What you have to do: Only the lines from the line containing "Reproduce this screenshot" to the line containing "const [voltage] = useState<number", with both of those lines, are to be repeated exactly. Leave the images out.

══ Data listing ══

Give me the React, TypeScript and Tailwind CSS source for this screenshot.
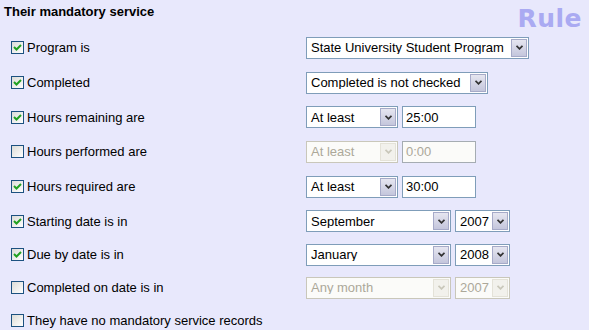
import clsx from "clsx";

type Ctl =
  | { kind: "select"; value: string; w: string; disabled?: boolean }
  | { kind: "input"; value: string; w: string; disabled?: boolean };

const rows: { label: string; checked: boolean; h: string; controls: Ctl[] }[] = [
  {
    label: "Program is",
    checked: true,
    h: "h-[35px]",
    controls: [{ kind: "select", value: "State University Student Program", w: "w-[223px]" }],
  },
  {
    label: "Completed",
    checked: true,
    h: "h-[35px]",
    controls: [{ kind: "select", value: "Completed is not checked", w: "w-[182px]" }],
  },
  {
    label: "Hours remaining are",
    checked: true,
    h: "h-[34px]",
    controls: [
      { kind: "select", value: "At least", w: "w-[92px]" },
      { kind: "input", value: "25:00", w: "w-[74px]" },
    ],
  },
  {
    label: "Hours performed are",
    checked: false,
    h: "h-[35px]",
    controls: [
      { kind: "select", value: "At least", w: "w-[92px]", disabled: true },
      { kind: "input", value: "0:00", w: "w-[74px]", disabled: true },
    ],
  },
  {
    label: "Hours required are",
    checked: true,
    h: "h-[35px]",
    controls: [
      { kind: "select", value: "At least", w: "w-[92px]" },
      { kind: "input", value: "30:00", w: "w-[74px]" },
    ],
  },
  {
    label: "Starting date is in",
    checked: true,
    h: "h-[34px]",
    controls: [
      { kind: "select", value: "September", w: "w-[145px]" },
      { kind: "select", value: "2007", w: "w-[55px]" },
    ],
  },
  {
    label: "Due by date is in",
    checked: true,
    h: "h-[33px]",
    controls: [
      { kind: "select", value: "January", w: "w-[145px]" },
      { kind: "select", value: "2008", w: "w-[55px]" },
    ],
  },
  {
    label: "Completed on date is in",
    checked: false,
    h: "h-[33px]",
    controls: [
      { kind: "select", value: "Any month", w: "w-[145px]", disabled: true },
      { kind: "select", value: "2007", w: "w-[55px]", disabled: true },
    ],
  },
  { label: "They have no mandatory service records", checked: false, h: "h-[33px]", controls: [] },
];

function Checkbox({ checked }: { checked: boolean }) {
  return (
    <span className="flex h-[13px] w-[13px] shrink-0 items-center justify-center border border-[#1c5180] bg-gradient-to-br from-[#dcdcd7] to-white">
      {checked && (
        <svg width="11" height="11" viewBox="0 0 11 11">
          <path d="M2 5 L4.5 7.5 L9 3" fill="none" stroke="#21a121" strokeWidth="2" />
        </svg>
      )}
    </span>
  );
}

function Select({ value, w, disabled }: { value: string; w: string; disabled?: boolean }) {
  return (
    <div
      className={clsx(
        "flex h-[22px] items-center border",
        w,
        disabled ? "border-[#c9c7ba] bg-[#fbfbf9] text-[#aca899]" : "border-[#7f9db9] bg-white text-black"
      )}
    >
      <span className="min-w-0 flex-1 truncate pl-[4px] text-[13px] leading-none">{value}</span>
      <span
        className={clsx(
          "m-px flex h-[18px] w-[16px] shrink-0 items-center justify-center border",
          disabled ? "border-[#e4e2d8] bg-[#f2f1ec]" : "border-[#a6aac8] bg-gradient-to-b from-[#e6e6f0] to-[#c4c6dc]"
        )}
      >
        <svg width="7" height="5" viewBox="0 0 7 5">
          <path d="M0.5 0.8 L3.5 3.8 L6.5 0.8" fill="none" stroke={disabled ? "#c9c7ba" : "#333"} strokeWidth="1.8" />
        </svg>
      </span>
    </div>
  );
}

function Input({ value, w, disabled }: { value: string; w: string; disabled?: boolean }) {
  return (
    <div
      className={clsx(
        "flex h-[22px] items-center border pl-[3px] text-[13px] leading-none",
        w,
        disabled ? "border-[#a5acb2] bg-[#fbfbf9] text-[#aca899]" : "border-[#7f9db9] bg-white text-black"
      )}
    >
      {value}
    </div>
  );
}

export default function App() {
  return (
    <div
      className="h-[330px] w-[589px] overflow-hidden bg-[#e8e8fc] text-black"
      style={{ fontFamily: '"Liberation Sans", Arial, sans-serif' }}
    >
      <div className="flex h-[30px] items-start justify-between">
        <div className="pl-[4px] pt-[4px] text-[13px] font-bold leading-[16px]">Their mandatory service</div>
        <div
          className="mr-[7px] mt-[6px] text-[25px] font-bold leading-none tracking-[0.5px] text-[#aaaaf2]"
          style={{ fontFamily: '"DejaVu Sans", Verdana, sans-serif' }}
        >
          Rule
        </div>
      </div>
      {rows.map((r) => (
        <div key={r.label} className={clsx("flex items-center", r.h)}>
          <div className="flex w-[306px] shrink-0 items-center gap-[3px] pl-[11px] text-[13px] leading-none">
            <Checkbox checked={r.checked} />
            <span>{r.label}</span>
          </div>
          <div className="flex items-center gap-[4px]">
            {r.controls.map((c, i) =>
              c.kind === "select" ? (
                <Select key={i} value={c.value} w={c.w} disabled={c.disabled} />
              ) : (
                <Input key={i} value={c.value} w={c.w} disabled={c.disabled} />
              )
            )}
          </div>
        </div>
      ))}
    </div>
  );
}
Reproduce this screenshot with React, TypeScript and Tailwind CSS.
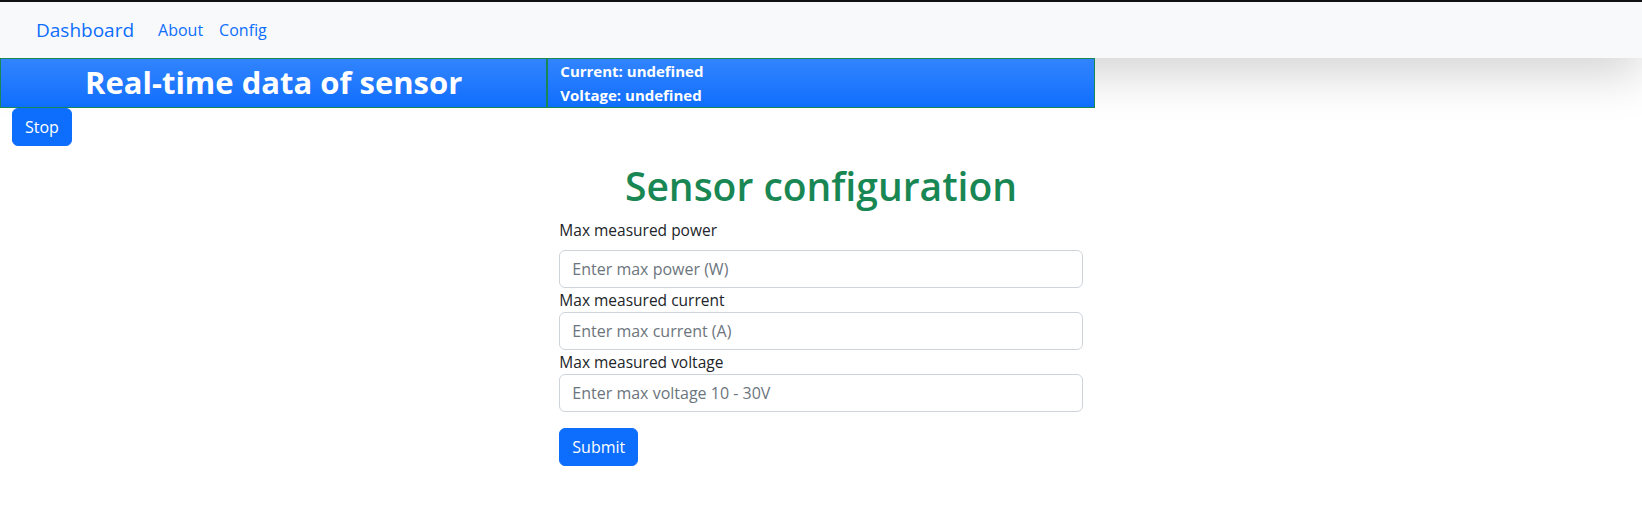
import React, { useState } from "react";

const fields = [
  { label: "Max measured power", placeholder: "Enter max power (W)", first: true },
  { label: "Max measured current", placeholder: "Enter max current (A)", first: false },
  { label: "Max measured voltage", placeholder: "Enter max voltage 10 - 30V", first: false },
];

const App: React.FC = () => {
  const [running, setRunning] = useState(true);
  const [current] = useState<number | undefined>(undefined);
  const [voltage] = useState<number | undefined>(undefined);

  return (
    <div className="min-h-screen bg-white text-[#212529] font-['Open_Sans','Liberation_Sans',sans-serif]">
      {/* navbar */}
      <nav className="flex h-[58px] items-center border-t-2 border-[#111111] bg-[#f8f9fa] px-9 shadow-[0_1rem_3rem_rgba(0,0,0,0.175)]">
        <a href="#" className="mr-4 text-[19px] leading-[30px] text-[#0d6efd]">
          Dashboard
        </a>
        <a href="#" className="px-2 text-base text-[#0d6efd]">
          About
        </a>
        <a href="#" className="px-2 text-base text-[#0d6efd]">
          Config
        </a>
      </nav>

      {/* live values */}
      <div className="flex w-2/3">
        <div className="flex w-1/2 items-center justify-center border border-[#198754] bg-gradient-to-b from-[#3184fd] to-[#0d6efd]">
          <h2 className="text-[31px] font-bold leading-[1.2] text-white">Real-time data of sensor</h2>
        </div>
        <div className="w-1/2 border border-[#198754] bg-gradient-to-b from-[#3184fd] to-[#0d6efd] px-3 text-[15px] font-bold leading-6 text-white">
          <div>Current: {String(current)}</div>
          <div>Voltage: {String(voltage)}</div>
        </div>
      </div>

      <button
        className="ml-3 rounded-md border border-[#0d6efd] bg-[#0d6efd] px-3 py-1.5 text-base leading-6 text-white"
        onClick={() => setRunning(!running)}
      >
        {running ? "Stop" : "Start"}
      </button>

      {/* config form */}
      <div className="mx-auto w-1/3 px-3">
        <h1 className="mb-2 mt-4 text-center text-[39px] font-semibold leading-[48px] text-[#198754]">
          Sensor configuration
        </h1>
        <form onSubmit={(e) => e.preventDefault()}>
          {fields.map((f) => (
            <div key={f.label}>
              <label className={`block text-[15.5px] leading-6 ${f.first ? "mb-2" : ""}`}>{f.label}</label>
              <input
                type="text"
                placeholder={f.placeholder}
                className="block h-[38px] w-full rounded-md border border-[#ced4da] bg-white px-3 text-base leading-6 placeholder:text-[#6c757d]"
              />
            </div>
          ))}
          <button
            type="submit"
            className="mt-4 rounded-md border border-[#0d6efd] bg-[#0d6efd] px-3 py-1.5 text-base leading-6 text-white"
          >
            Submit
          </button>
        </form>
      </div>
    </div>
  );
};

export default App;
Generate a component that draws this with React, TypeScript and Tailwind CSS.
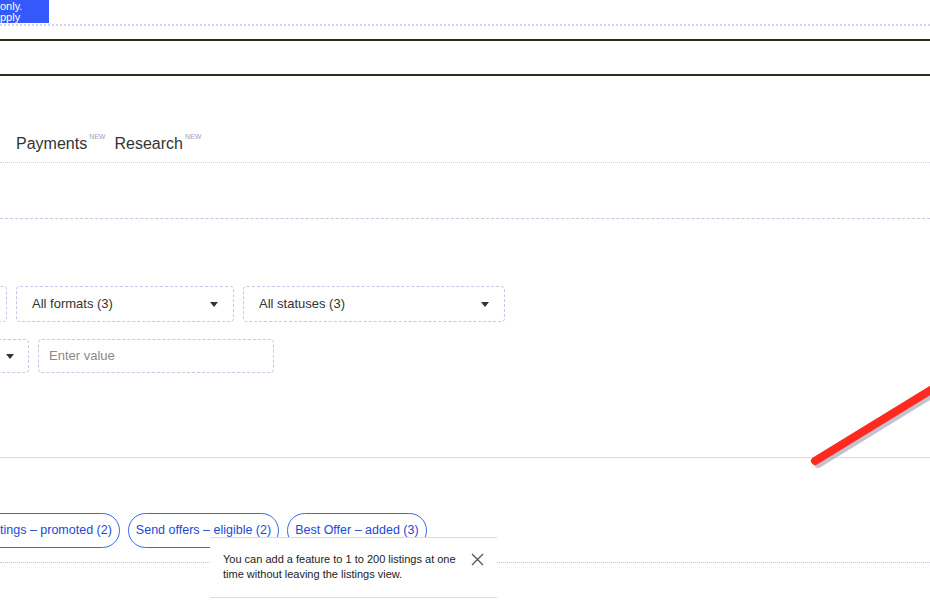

═══

Exercise result:
Reproduce this screenshot with React, TypeScript and Tailwind CSS.
import React, { useState } from "react";

const fields = [
  { label: "Max measured power", placeholder: "Enter max power (W)", first: true },
  { label: "Max measured current", placeholder: "Enter max current (A)", first: false },
  { label: "Max measured voltage", placeholder: "Enter max voltage 10 - 30V", first: false },
];

const App: React.FC = () => {
  const [running, setRunning] = useState(true);
  const [current] = useState<number | undefined>(undefined);
  const [voltage] = useState<number | undefined>(undefined);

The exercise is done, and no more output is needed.